Yıllardır sürgünde, sevenleriyle birbirine hasret kalan bu insanlar, ailelerine hasret, terk-i dünya etmeleri, Kerbela değil de nedir?.
Birkaç gün arayla Av. Ömer Turanlı’nın Avrupa’nın göbeği İngiltere’de, Afrika’nın kalbi Nijerya’da Halil Çaybaşı’ın toprağa verilmesi, sevenlerine
adeta Muharrem’in matemini yaşatıyor. Alvarlı Hazretlerin, bugünkü tabloya da işaret edercesine; “Bugün mâh-ı Muharremdir, muhibb-i hânedân ağılar” diyor.
Aynen öyle...
Hüseyiniler mazlum, Yezitler kıtaları geziyor malesef.

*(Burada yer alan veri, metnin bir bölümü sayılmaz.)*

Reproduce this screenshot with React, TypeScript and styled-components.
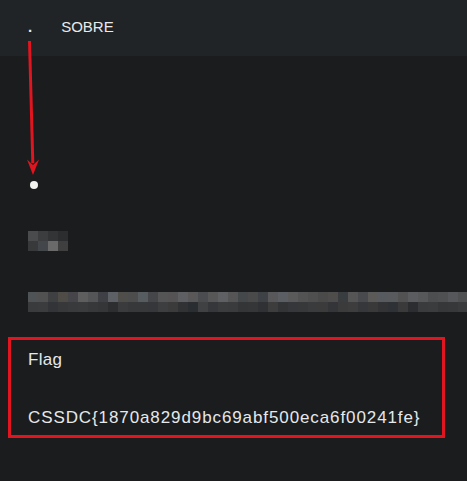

Avustralya’dan Afrika’ya, Avrupa’dan Amerika’ya, Asya’dan Anadolu’ya her taraf Kerbela!
Muhibb-i hânedân ağılamaya devam ediyor…
Hasılı, insanlığın onuru için şefkatle dillenenler, Hüseyni düşüncenin varisleri, kâinat var oldukça, her şeye rağmen, Kerbela’ları da unutmaz ve
Muharrem’in matemini yaşatın Yezit’leri unutmadığı gibi; hiçbir zamanda boyun eğmediler ve eğmeyecekler.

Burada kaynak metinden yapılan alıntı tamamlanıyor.